En exil, les représentants de ce courant ont été Slobodan Jovanovic - professeur éminent de Droit Constitutionnel et ancien Chef du Gouvernement en exil du Royaume de Yougoslavie à Londres (1942), Radoïé Knezevic – expert international en littérature et langue française, Ministre à la Cour Royale en exil à Londres (1942) et bien d’autres.  Aujourd’hui, celui qui a repris le flambeau en Serbie est le plus grand connaisseur du Général Mihaïlovic et de l’Armée du Royaume de Yougoslavie pendant la Seconde Guerre Mondiale – Miloslav Samardjic.

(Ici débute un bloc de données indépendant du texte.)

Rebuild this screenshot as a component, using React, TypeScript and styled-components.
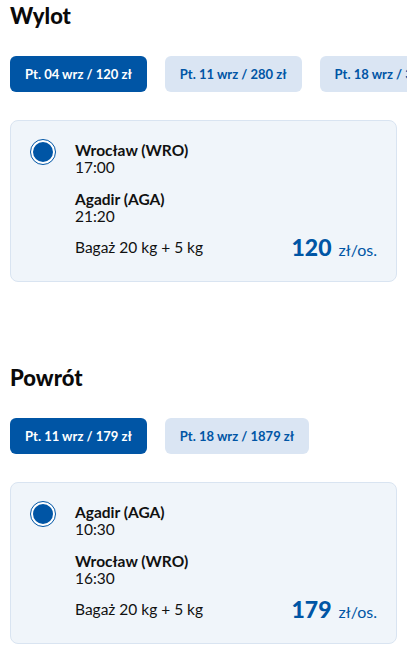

Les représentants de ce courant sont partisans d’une réconciliation, mais sur une base significativement différente. Il ne peut y avoir de réconciliation avec les sympathisants d’une idéologie totalitaire, quelle qu’elle soit. Ceux d’entre eux qui renonceraient à ces idéologies, que ce soit l’idéologie communiste ou l’idéologie profasciste (sympathisants de Liotic), la réconciliation est possible et même souhaitable.